I suppose the Beeb would argue that having twenty acts (I refuse to call them 'voices'- you know why) singing a song each would make too long a show but Th'exfactor manages it with sixteen and they have commercial breaks to contend with.

It just seemed a bit odd.

This format basically allows all those poor deluded punters who literally can't watch a program without picking up their phone, to vote four times as often. Think about it. What if your favorite wasn't on tonight? Do you wait for them to appear next week and just try to enjoy this week's show without a recorded voice thanking you on one ear? Hell no! You gotta vote, right? Pick another favorite and vote for them- go on! And remember, it's just within each team so you'd better vote twice!

And what about the acts themselves? The weaker ones have had their chances of survival quadrupled from 20-1 to 5-1 in a stroke!

"Only two teams will compete this week and someone from each team is going home." No matter what, so the weakest from a strong team will go even though they're better than someone from another team who stays.

On ITV it's a free-for-all and the act with the least votes goes home. It doesn't matter which team they're on.

I don't want to get bogged down in the format but it STILL feels like they're making rules up just to be different.

This week we had Team Will against Team Tom. Team Jones would have been a better name but that would have meant they were against Team 'i.am' and I think there's already a pet food manufacturer sponsoring a bunch of tabbies with that name and we all know what a nightmare that can be. Just ask 'Rhythmix- sorry, Little Mix.'

I'd hate to see a gang of highly trained pets who jump through hoops and roll over for treats having their name taken away because of... a load of cats.

Now don't get me wrong. I was relieved that the wise old general public were allowed to take the wheel at last and do the right thing for a change. Until, that is. I saw Joelle standing there in the last two next to Sophie while Tyler returned, unchallenged, to his wind tunnel. At least she went through, and quite right too, but in the other camp we were left with cartoon Sam and Mattsuleen (I'm seeing them as one person now- it's easier to think like uncle Tom that way) who are probably chuffed to get through in spite of missing out on this week's goat sacrifice back at the 'henge'.

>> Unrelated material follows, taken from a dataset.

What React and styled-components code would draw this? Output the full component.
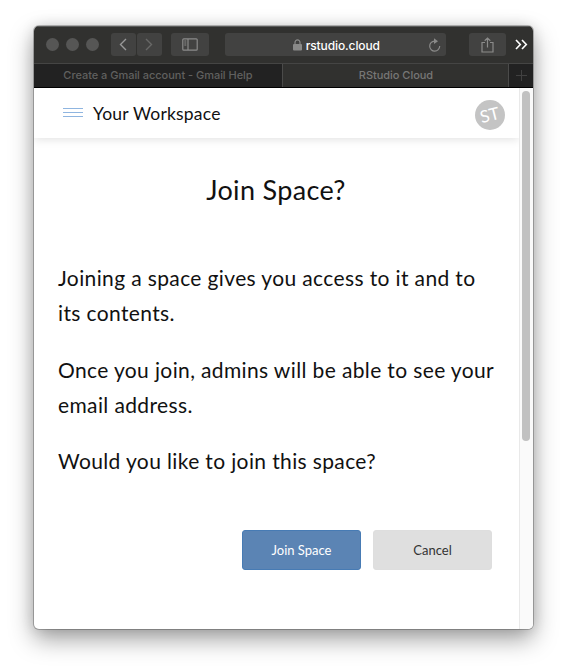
import React from "react";
import styled, { createGlobalStyle } from "styled-components";

const Global = createGlobalStyle`
  * { box-sizing: border-box; }
  body { margin: 0; background: #fff; overflow: hidden; }
`;

const Desktop = styled.div`
  height: 671px;
  padding: 26px 34px 0;
`;

const Window = styled.main`
  width: 499px;
  height: 603px;
  display: flex;
  flex-direction: column;
  overflow: hidden;
  border-radius: 5px;
  background: #fff;
  box-shadow: 0 0 0 1px rgba(0, 0, 0, 0.24), 0 10px 24px rgba(0, 0, 0, 0.38),
    0 0 14px rgba(0, 0, 0, 0.12);
`;

const Toolbar = styled.header`
  height: 37px;
  flex: none;
  display: flex;
  align-items: center;
  padding: 0 5px 0 12px;
  background: #31312f;
  box-shadow: inset 0 1px #595a59;
`;

const Lights = styled.div`
  display: flex;
  gap: 7px;
  margin-right: 12px;
`;

const Light = styled.i`
  width: 13px;
  height: 13px;
  border-radius: 50%;
  background: #565655;
`;

const ToolButton = styled.button`
  width: ${(p) => p.$width}px;
  height: 23px;
  margin: 0 ${(p) => p.$gap}px 0 0;
  padding: 0;
  display: grid;
  place-items: center;
  border: 0;
  border-radius: 3px;
  background: #424241;
  color: ${(p) => p.$color || "#999"};
`;

const AddressBar = styled.div`
  width: 222px;
  height: 23px;
  margin-right: 23px;
  padding: 0 5px 0 68px;
  display: flex;
  align-items: center;
  border-radius: 3px;
  background: #424241;
  color: #fff;
  font: 500 12px/23px Inter, sans-serif;
  letter-spacing: -0.1px;
`;

const Host = styled.span`
  flex: 1;
  padding: 1px 0 0 4px;
`;

const Tabs = styled.nav`
  height: 25px;
  flex: none;
  display: flex;
  border-top: 1px solid #454544;
  border-bottom: 1px solid #000;
  background: #222;
`;

const Tab = styled.div`
  width: ${(p) => p.$width}px;
  padding-left: ${(p) => (p.$active ? 1 : 0)}px;
  display: flex;
  align-items: center;
  justify-content: center;
  border-right: 1px solid #4b4b4a;
  background: ${(p) => (p.$active ? "#31312f" : "#222")};
  color: ${(p) => (p.$active ? "#777776" : "#60605f")};
  font: 500 11px/23px Inter, sans-serif;
  letter-spacing: -0.03px;
  white-space: nowrap;
`;

const NewTab = styled.div`
  flex: 1;
  display: grid;
  place-items: center;
  color: #414141;
`;

const Viewport = styled.div`
  flex: 1;
  display: flex;
`;

const Page = styled.section`
  width: 485px;
  color: #111;
  font-family: Lato, sans-serif;
`;

const AppHeader = styled.header`
  height: 50px;
  display: flex;
  align-items: center;
  padding: 1px 14px 0 29px;
  box-shadow: 0 1px 9px rgba(0, 0, 0, 0.13);
`;

const Workspace = styled.span`
  flex: 1;
  padding-left: 10px;
  font-size: 17.5px;
  line-height: 24px;
  letter-spacing: 0.2px;
`;

const Avatar = styled.div`
  width: 30px;
  height: 30px;
  margin-top: 3px;
  display: grid;
  place-items: center;
  border-radius: 50%;
  background: #c4c4c4;
  color: #fff;
  font-size: 17px;
  line-height: 20px;
`;

const Initials = styled.span`
  transform: rotate(-14deg);
`;

const Dialog = styled.div`
  padding: 35px 24px 0;
`;

const Title = styled.h1`
  height: 34px;
  margin: 0 1px 53px 0;
  text-align: center;
  font-size: 27px;
  font-weight: 400;
  line-height: 34px;
  letter-spacing: 0.33px;
`;

const Copy = styled.p`
  margin: 0 0 21.7px;
  font-size: 21px;
  line-height: 35px;
  letter-spacing: 0.37px;
  white-space: nowrap;
`;

const Actions = styled.div`
  display: flex;
  justify-content: flex-end;
  gap: 12px;
  padding: 29.9px 3px 0 0;
`;

const ActionButton = styled.button`
  width: 119px;
  height: 40px;
  padding: 1px 0 0;
  border: 1px solid ${(p) => (p.$primary ? "#477bb4" : "#dedede")};
  border-radius: 3px;
  background: ${(p) => (p.$primary ? "#5b84b4" : "#dfdfdf")};
  color: ${(p) => (p.$primary ? "#fff" : "#333")};
  font: 400 13px/20px Lato, sans-serif;
`;

const ScrollTrack = styled.div`
  width: 14px;
  padding: 3px 3px 0 2px;
  border-left: 1px solid #e9e9e9;
  background: #fafafa;
`;

const ScrollThumb = styled.div`
  width: 8px;
  height: 350px;
  border-radius: 4px;
  background: #c1c1c1;
`;

const Line = styled.svg`
  display: block;
  flex: none;
  fill: none;
  stroke: currentColor;
  stroke-width: ${(p) => p.$weight || 1};
`;

const MenuLines = styled(Line)`
  margin-top: -2px;
  color: #8fb5e0;
`;

const ChevronIcon = ({ forward }) => (
  <Line width="8" height="13" viewBox="0 0 8 13" $weight={1.4}>
    <path d={forward ? "M1 1l5.5 5.5L1 12" : "M7 1L1.5 6.5 7 12"} />
  </Line>
);

const SidebarIcon = () => (
  <Line width="16" height="13" viewBox="0 0 16 13" $weight={1.2}>
    <rect x=".8" y=".8" width="14.4" height="11.4" rx="1" />
    <path d="M6 1v11M2.3 3h2M2.3 5h2M2.3 7h2" />
  </Line>
);

const LockIcon = () => (
  <svg width="9" height="12" viewBox="0 0 9 12">
    <path d="M2 5V3.4a2.5 2.5 0 0 1 5 0V5" fill="none" stroke="#8a8a89" strokeWidth="1.2" />
    <rect y="5" width="9" height="6.5" rx="1" fill="#8a8a89" />
  </svg>
);

const ReloadIcon = () => (
  <svg width="13" height="14" viewBox="0 0 13 14">
    <path d="M7.5 3.1H6.5a5 5 0 1 0 5.2 5" fill="none" stroke="#8a8a89" strokeWidth="1.2" />
    <path d="M6 .3l4 2.9-4 2.9z" fill="#8a8a89" />
  </svg>
);

const ShareIcon = () => (
  <Line width="13" height="16" viewBox="0 0 13 16" $weight={1.2}>
    <path d="M4 5.5H1V15h11V5.5H9M6.5 10.5V1.2M3.7 3.8l2.8-2.7 2.8 2.7" />
  </Line>
);

const MoreIcon = () => (
  <Line width="13" height="11" viewBox="0 0 13 11" $weight={1.6} color="#fff">
    <path d="M1 1l4.3 4.5L1 10M7 1l4.3 4.5L7 10" />
  </Line>
);

const MenuIcon = () => (
  <MenuLines width="20" height="9" viewBox="0 0 20 9">
    <path d="M0 .5h20M0 4.5h20M0 8.5h20" />
  </MenuLines>
);

export default function App() {
  return (
    <Desktop>
      <Global />
      <Window>
        <Toolbar>
          <Lights><Light /><Light /><Light /></Lights>
          <ToolButton $width={25} $gap={1} aria-label="Back"><ChevronIcon /></ToolButton>
          <ToolButton $width={25} $gap={9} $color="#686867" aria-label="Forward"><ChevronIcon forward /></ToolButton>
          <ToolButton $width={38} $gap={16} $color="#8b8b8a" aria-label="Sidebar"><SidebarIcon /></ToolButton>
          <AddressBar>
            <LockIcon />
            <Host>rstudio.cloud</Host>
            <ReloadIcon />
          </AddressBar>
          <ToolButton $width={37} $gap={9} $color="#8b8b8a" aria-label="Share"><ShareIcon /></ToolButton>
          <MoreIcon />
        </Toolbar>
        <Tabs>
          <Tab $width={249}>Create a Gmail account - Gmail Help</Tab>
          <Tab $width={226} $active>RStudio Cloud</Tab>
          <NewTab>
            <Line width="11" height="11" viewBox="0 0 11 11"><path d="M5.5 0v11M0 5.5h11" /></Line>
          </NewTab>
        </Tabs>
        <Viewport>
          <Page>
            <AppHeader>
              <MenuIcon />
              <Workspace>Your Workspace</Workspace>
              <Avatar><Initials>ST</Initials></Avatar>
            </AppHeader>
            <Dialog>
              <Title>Join Space?</Title>
              <Copy>Joining a space gives you access to it and to<br />its contents.</Copy>
              <Copy>Once you join, admins will be able to see your<br />email address.</Copy>
              <Copy>Would you like to join this space?</Copy>
              <Actions>
                <ActionButton $primary>Join Space</ActionButton>
                <ActionButton>Cancel</ActionButton>
              </Actions>
            </Dialog>
          </Page>
          <ScrollTrack><ScrollThumb /></ScrollTrack>
        </Viewport>
      </Window>
    </Desktop>
  );
}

Neither are as good as Sophie, I think, and yet this weird 'team' setup means they didn't compete with her anyway.

The low number of songs meant a lot of filling was needed and Holly, bless her, try as she might to get anything like a decent conversation going, ended up wilting under the strain and held the microphone so low while Adam Isaac droned on about his 'chipped bone' in his arm that she almost gave him curvature of the spine to go with it.

It was sweet to see Tom filling up when he had to dismiss Sam but it was ok because Sam had been consoled by the overly emotional Holly just long enough for him to curb his bitterness in a final confusing flourish of, "I'm really gutted... but happy too." Which was his way of telling Tom he'd had enough time in the arms of his first non-inflatable blonde to reflect on his dismissal and will, in fact, forgive him and not nail his quiff to the gates of Castle Sexbomb (Motto: Lie Bach and Prestatyn) after all.

Tom managed to pull his hard-assed, "look, boyo, it's life. Someone's gotta go and I'm afraid it's you" act out of the bag in between a mere dozen ways to describe how 'hard a decision' it was, but Will bottled it!

When it came time to ditch Sophie he crumbled and basically promised her a recording contract regardless of being told, in no uncertain terms, that she was about as popular with the British public as Nick Griffin. (Not true of course, she's a lovely and talented young lady with a bright future, I'm sure).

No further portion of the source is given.